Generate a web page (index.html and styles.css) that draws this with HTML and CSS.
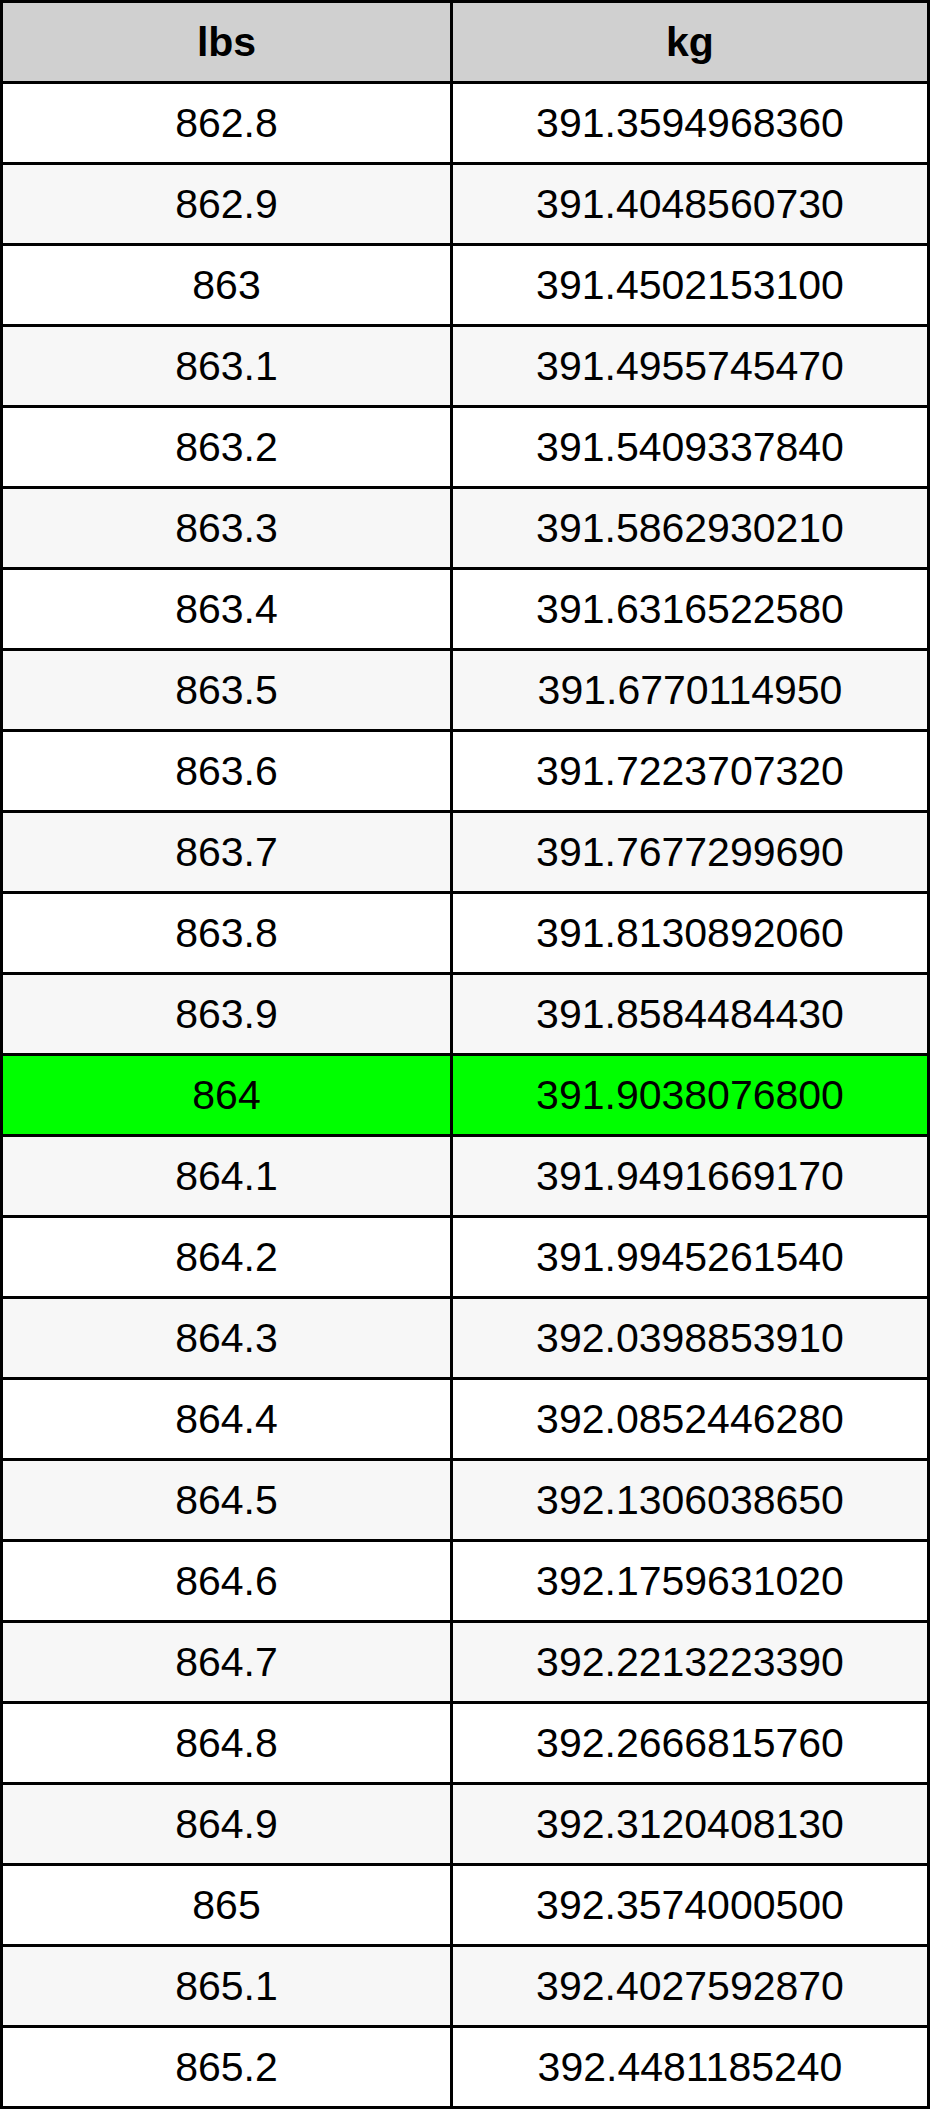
=======
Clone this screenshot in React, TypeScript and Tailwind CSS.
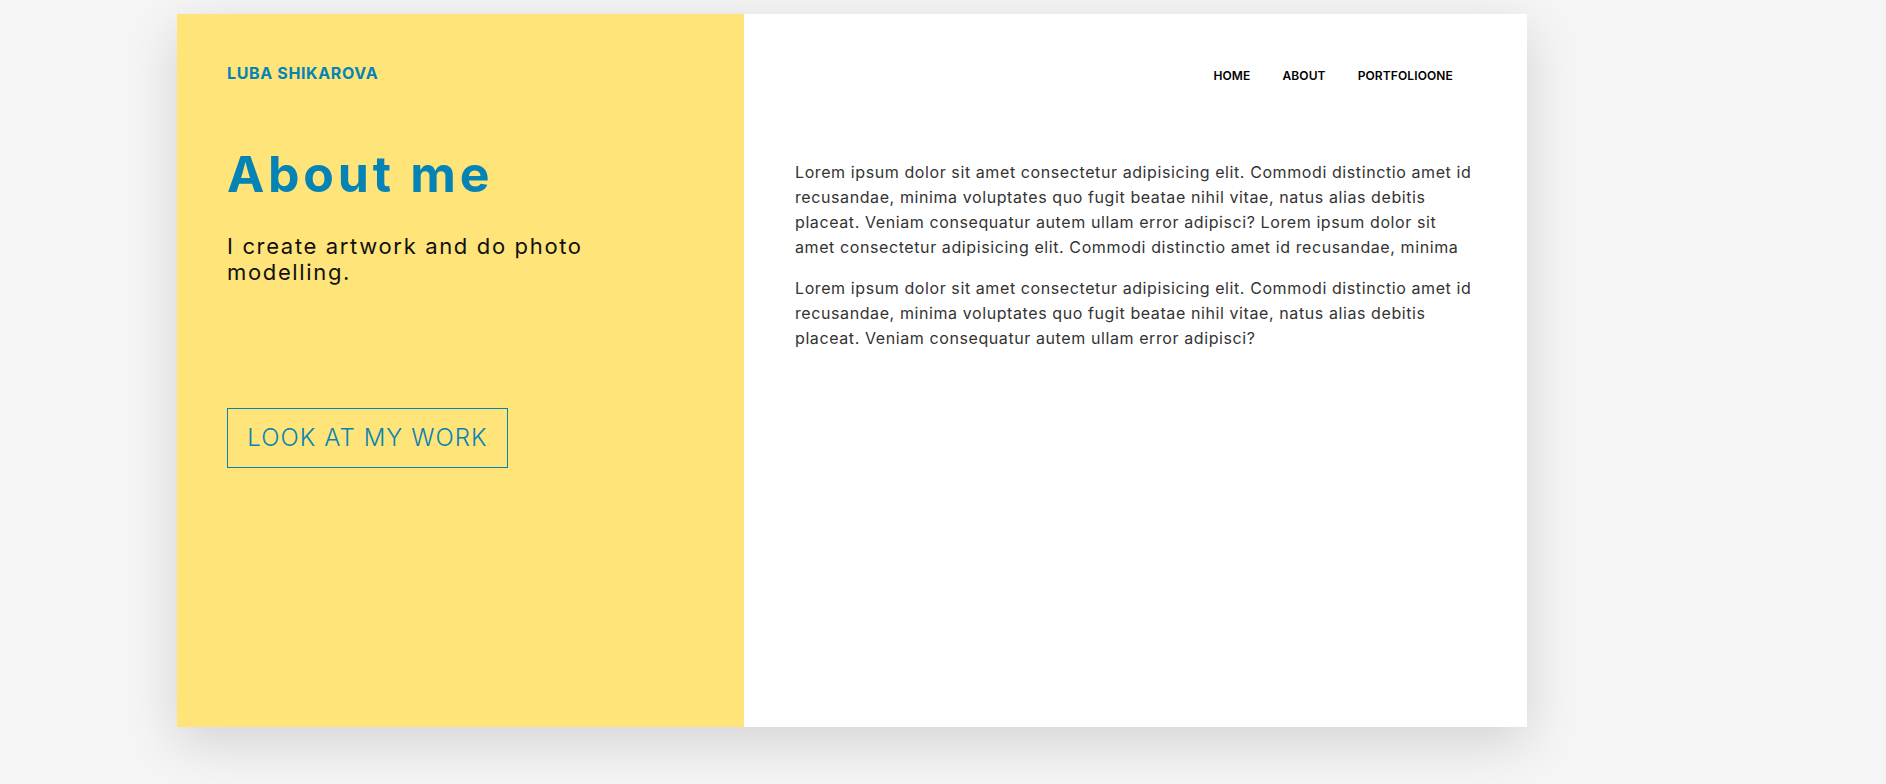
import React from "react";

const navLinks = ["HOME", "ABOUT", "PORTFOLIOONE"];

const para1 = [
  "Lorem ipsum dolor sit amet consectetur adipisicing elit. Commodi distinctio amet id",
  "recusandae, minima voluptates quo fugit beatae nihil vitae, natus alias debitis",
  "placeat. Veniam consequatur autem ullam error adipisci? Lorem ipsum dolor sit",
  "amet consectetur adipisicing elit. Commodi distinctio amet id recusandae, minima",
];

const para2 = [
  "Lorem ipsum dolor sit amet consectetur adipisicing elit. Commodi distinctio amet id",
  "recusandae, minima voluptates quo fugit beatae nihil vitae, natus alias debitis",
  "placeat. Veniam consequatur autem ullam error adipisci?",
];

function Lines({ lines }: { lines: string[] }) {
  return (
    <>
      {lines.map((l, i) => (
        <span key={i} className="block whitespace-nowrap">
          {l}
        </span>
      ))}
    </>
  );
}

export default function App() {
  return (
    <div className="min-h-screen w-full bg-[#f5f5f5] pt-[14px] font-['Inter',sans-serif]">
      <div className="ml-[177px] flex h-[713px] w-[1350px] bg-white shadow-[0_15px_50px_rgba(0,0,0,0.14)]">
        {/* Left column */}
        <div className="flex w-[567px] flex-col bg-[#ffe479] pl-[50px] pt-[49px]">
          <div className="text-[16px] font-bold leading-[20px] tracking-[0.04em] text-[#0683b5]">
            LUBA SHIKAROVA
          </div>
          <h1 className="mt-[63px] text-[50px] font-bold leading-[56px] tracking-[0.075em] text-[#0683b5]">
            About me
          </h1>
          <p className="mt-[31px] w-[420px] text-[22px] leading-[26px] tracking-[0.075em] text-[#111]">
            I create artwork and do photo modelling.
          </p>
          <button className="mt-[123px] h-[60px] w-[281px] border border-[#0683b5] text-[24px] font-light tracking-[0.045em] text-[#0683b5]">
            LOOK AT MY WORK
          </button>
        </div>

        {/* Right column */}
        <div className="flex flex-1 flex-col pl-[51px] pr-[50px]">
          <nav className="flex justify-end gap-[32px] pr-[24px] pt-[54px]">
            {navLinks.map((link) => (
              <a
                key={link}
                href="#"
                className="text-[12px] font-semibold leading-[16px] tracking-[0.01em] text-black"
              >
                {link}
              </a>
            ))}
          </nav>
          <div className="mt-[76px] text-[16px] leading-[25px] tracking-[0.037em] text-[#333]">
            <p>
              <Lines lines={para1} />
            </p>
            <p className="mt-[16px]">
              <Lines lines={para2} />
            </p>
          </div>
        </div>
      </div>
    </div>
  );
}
=======
#### PROBLEM TO SOLVE
What is the number of lines above that contain "React"? Answer with that number only.

#### RESPONSE TO THE EXERCISE
2